While a different arbitrator may have reached a different conclusion, the arbitrator's decision that Mr. Newman was involved in an accident falls within "a range of possible, acceptable outcomes" given the facts and the law. Accordingly, in my view, the arbitrator's finding that Mr. Newman's impairment was caused by an accident is reasonable.
Whether the arbitrator erred in finding that Mr. Newman was an occupant of the taxi at the time of the incident?
As indicated above, section 268(5.2) of the Insurance Act provides that where there is more than one insurer against which an insured can make a claim for SABs, the claim is to be made against the insurer of the vehicle occupied by the person making the claim "at the time of the incident". Economical argues that the arbitrator's finding that Mr. Newman was an occupant of the taxi at the time of the incident was not reasonable because his impairment was not caused by the collapsed seat. While it goes to the issue of priority as between Economical and State Farm, this argument turns on the issue of causation and the interpretation of the word "incident" as addressed above.

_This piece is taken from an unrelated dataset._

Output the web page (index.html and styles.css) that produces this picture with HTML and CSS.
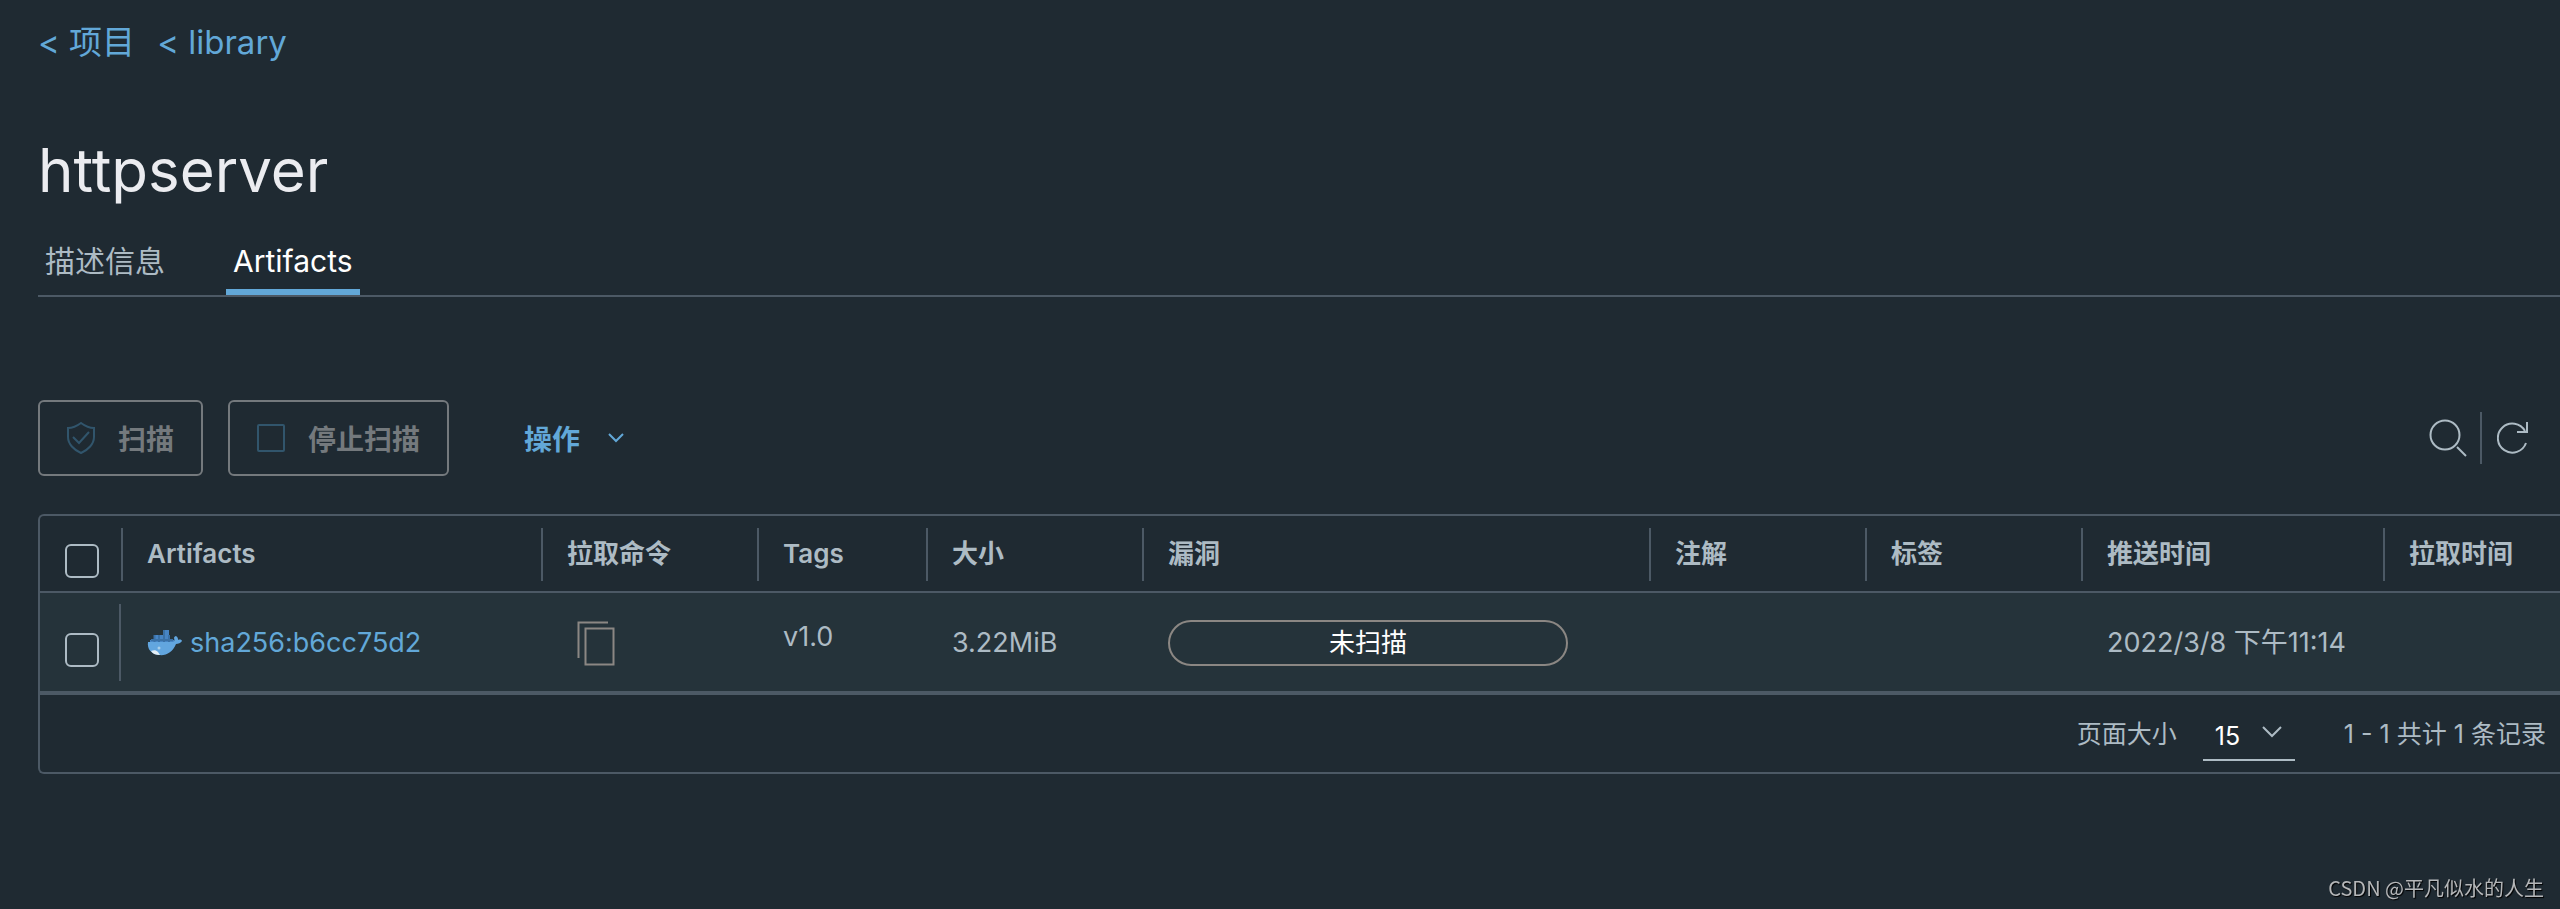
FILE: index.html
```html
<!DOCTYPE html>
<html lang="zh-CN">
<head>
  <meta charset="UTF-8">
  <title>httpserver</title>
  <link rel="stylesheet" href="styles.css">
</head>
<body>
  <main class="page">
    <nav class="breadcrumb">
      <a href="#">&lt; 项目</a>
      <a href="#">&lt; library</a>
    </nav>

    <h1 class="title">httpserver</h1>

    <nav class="tabs">
      <a class="tab" href="#">描述信息</a>
      <a class="tab active" href="#">Artifacts</a>
    </nav>

    <div class="toolbar">
      <button class="btn" disabled>
        <svg class="icon" width="28" height="32" viewBox="0 0 28 32"><path d="M14 1 C10 4 6 6 1 6 V15 C1 22 7 28 14 31 C21 28 27 22 27 15 V6 C22 6 18 4 14 1 Z M6 15 L12 21 L22 10"/></svg>
        扫描
      </button>
      <button class="btn" disabled>
        <svg class="icon" width="28" height="32" viewBox="0 0 28 32"><rect x="1" y="3" width="26" height="26" rx="1"/></svg>
        停止扫描
      </button>
      <button class="btn-action">
        操作
        <svg width="16" height="10" viewBox="0 0 16 10"><path d="M1 1 L8 8 L15 1"/></svg>
      </button>
      <div class="tools">
        <button class="tool" aria-label="搜索">
          <svg width="40" height="40" viewBox="0 0 40 40"><circle cx="17" cy="17" r="14.5"/><path d="M29 29 L38 38"/></svg>
        </button>
        <button class="tool refresh" aria-label="刷新">
          <svg width="32" height="34" viewBox="0 0 32 34"><path d="M29 22 A14.500 14.500 0 1 1 28 10 M30 1 V11 H20"/></svg>
        </button>
      </div>
    </div>

    <div class="datagrid">
      <table>
        <colgroup>
          <col class="col-check"><col class="col-name"><col class="col-md"><col class="col-sm"><col class="col-md">
          <col class="col-scan"><col class="col-md"><col class="col-md"><col class="col-time"><col>
        </colgroup>
        <thead>
          <tr>
            <th><div class="check"><input type="checkbox" aria-label="全选"></div></th>
            <th><div class="head">Artifacts</div></th>
            <th><div class="head">拉取命令</div></th>
            <th><div class="head">Tags</div></th>
            <th><div class="head">大小</div></th>
            <th><div class="head">漏洞</div></th>
            <th><div class="head">注解</div></th>
            <th><div class="head">标签</div></th>
            <th><div class="head">推送时间</div></th>
            <th><div class="head">拉取时间</div></th>
          </tr>
        </thead>
        <tbody>
          <tr>
            <td><div class="check"><input type="checkbox" aria-label="选择"></div></td>
            <td>
              <div class="cell">
                <a class="artifact" href="#">
                  <svg width="35" height="26" viewBox="0 0 35 26">
                    <path fill="#4785c4" d="M17 0h5v5h-5zM7 5h15v5H7zM3 10h24v4H3z"/>
                    <path stroke="#3a71a6" d="M7.500 5v9M12 5v9M17 0v14M22 5v9M4 10h22" fill="none"/>
                    <path fill="#62a6df" d="M1 12H25C27 12 28 11 27 8C27 7 28 6 29 6C31 7 31 9 31 10C33 9 35 10 35 11C34 13 31 14 29 14C26 22 19 26 12 25C4 24 0 19 1 12Z"/>
                    <path fill="#e4eef5" d="M4 21C7 20 9 20 11 22L13 25C9 25 6 24 4 21Z"/>
                    <circle cx="12" cy="18" r="1.500" fill="#a9cfea"/>
                  </svg>
                  sha256:b6cc75d2
                </a>
              </div>
            </td>
            <td>
              <div class="cell">
                <button class="copy" aria-label="复制拉取命令">
                  <svg width="40" height="46" viewBox="0 0 40 46"><path d="M2.500 38 V2.500 H32"/><rect x="9.500" y="8.500" width="28" height="36"/></svg>
                </button>
              </div>
            </td>
            <td><div class="cell tag">v1.0</div></td>
            <td><div class="cell">3.22MiB</div></td>
            <td><div class="cell"><span class="scan-status">未扫描</span></div></td>
            <td></td>
            <td></td>
            <td><div class="cell">2022/3/8 下午11:14</div></td>
            <td></td>
          </tr>
        </tbody>
      </table>
      <div class="grid-footer">
        <label for="page-size">页面大小</label>
        <div class="select-wrap">
          <select id="page-size">
            <option>15</option>
            <option>25</option>
            <option>50</option>
          </select>
          <svg width="20" height="12" viewBox="0 0 20 12"><path d="M1 1 L10 10 L19 1"/></svg>
        </div>
        <span>1 - 1 共计 1 条记录</span>
      </div>
    </div>
  </main>
  <div class="watermark">CSDN @平凡似水的人生</div>
</body>
</html>
```
FILE: styles.css
```css
* {
  box-sizing: border-box;
}
body {
  margin: 0;
  background: #1f2a32;
  color: #adbbc4;
  font-family: Inter, "Noto Sans CJK SC", sans-serif;
  font-size: 27px;
  line-height: 36px;
  overflow-x: hidden;
}
a {
  color: #62a8d8;
  text-decoration: none;
}
button {
  background: none;
  border: none;
  padding: 0;
  font-family: inherit;
  cursor: pointer;
}
svg {
  display: block;
  flex: none;
  fill: none;
  stroke: currentColor;
  stroke-width: 2;
}
.page {
  padding: 20px 0 0 38px;
}
.breadcrumb {
  display: flex;
  gap: 22px;
  font-size: 33px;
  line-height: 44px;
}
.title {
  margin: 64px 0 0;
  color: #ebecf0;
  font-size: 60px;
  font-weight: 400;
  line-height: 84px;
}
.tabs {
  display: flex;
  gap: 54px;
  margin-top: 22px;
  border-bottom: 2px solid #4c5965;
}
.tab {
  padding: 9px 7px 16px;
  color: #adbbc4;
  font-size: 30px;
  line-height: 36px;
}
.tab.active {
  color: #fff;
  box-shadow: inset 0 -6px #62a8d8;
}

/* toolbar */
.toolbar {
  display: flex;
  align-items: center;
  gap: 25px;
  margin-top: 103px;
}
.btn {
  display: flex;
  align-items: center;
  gap: 23px;
  height: 76px;
  padding: 0 27px;
  border: 2px solid #74797d;
  border-radius: 6px;
  color: #74797d;
  font-size: 28px;
  font-weight: 600;
}
.btn .icon {
  color: #31556c;
}
.btn-action {
  display: flex;
  align-items: center;
  gap: 28px;
  margin-left: 50px;
  color: #62a8d8;
  font-size: 28px;
  font-weight: 600;
}
.tools {
  display: flex;
  align-items: center;
  margin-left: auto;
  padding-right: 31px;
}
.tool {
  padding-right: 12px;
  color: #adbbc4;
}
.refresh {
  padding: 9px 0 9px 15px;
  border-left: 2px solid #4c5965;
}

/* datagrid */
.datagrid {
  margin-top: 38px;
  border: 2px solid #4c5965;
  border-right: none;
  border-radius: 6px 0 0 6px;
}
table {
  width: 100%;
  table-layout: fixed;
  border-spacing: 0;
}
.col-check { width: 81px; }
.col-name { width: 420px; }
.col-sm { width: 169px; }
.col-md { width: 216px; }
.col-scan { width: 507px; }
.col-time { width: 302px; }
th, td {
  padding: 0;
  text-align: left;
  white-space: nowrap;
}
th {
  padding: 12px 0 10px;
  border-bottom: 2px solid #4c5965;
  font-size: 26px;
  font-weight: 600;
}
td {
  padding: 11px 0 10px;
  background: #25333a;
  border-bottom: 4px solid #4c5965;
}
.head {
  height: 53px;
  padding: 8px 0 0 24px;
  border-left: 2px solid #4c5965;
}
.cell {
  display: flex;
  align-items: center;
  height: 77px;
  padding-left: 26px;
}
.check {
  display: flex;
  align-items: center;
  padding-left: 25px;
}
th .check {
  height: 53px;
  padding-top: 12px;
}
td .check {
  height: 77px;
  padding-top: 14px;
  border-right: 2px solid #4c5965;
}
input[type="checkbox"] {
  appearance: none;
  width: 34px;
  height: 34px;
  margin: 0;
  border: 2px solid #adbbc4;
  border-radius: 6px;
}
.artifact {
  display: flex;
  align-items: center;
  gap: 8px;
}
.artifact svg {
  stroke: none;
}
.copy {
  padding-left: 9px;
  color: #8b8783;
}
.tag {
  padding-bottom: 12px;
}
.scan-status {
  width: 400px;
  height: 46px;
  border: 2px solid #8b8783;
  border-radius: 23px;
  color: #fff;
  font-size: 26px;
  line-height: 42px;
  text-align: center;
}
.grid-footer {
  display: flex;
  align-items: center;
  justify-content: flex-end;
  height: 77px;
  padding-right: 14px;
  font-size: 25px;
}
.select-wrap {
  position: relative;
  margin: 4px 49px 0 26px;
}
select {
  appearance: none;
  width: 92px;
  height: 50px;
  padding: 2px 12px 0;
  background: none;
  border: none;
  border-bottom: 2px solid #adbbc4;
  border-radius: 0;
  color: #fff;
  font-family: inherit;
  font-size: 25px;
}
.select-wrap svg {
  position: absolute;
  top: 15px;
  right: 13px;
  pointer-events: none;
}
.watermark {
  position: fixed;
  right: 16px;
  bottom: 6px;
  color: #b5b7b9;
  font-family: "Noto Sans CJK SC", sans-serif;
  font-size: 20px;
  font-weight: 400;
  line-height: 30px;
  text-shadow: 1px 1px 1px #000;
}
```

There is no merit to Economical's argument given Favreau J.’s finding that the arbitrator's determination on these issues was reasonable. Accordingly, there is no basis for finding that the arbitrator's determination that Mr. Newman was an occupant of the taxi at the time of the incident was unreasonable.
Whether the arbitrator erred in finding that Mr. Newman had regular use of the taxi at the time of the accident
The SABS Regulation deems an individual a "named insured" when a vehicle is being made available for regular use by a corporation, unincorporated association, partnership, sole proprietorship or other entity at the "time of the accident". Again, Economical's argument turns on the issues of whether the collapsed seat in the taxi was the cause of Mr. Newman’s impairment and whether he was involved in an accident. Given the findings above, there is no basis for disrupting the arbitrator's finding that Mr. Newman was deemed to be insured by Economical.
Whether the arbitrator erred in finding that Mr. Newman had a right to elect the insurer against which he would make a claim
Economical argues that, given that Mr. Newman drove the taxi and his own vehicle during the time frame when he developed the severe back pain, Economical and State Farm are in equal priority and Mr. Newman's choice of State Farm should be respected. Given the finding that the incident that caused Mr. Newman's injury occurred while he was an occupant of the taxi, as referred to above, section 268(5.2) of the Insurance Act applies and it is not open to Mr. Newman to choose his insurer. As provided for by the regulatory scheme, once Mr. Newman made a claim against State Farm, it had an obligation to pay. However, it was open to State Farm to then use the dispute resolution mechanism provided for in the regulation to determine the priority insurer, which the arbitrator found was Economical.
For the reasons above, the appeal is dismissed.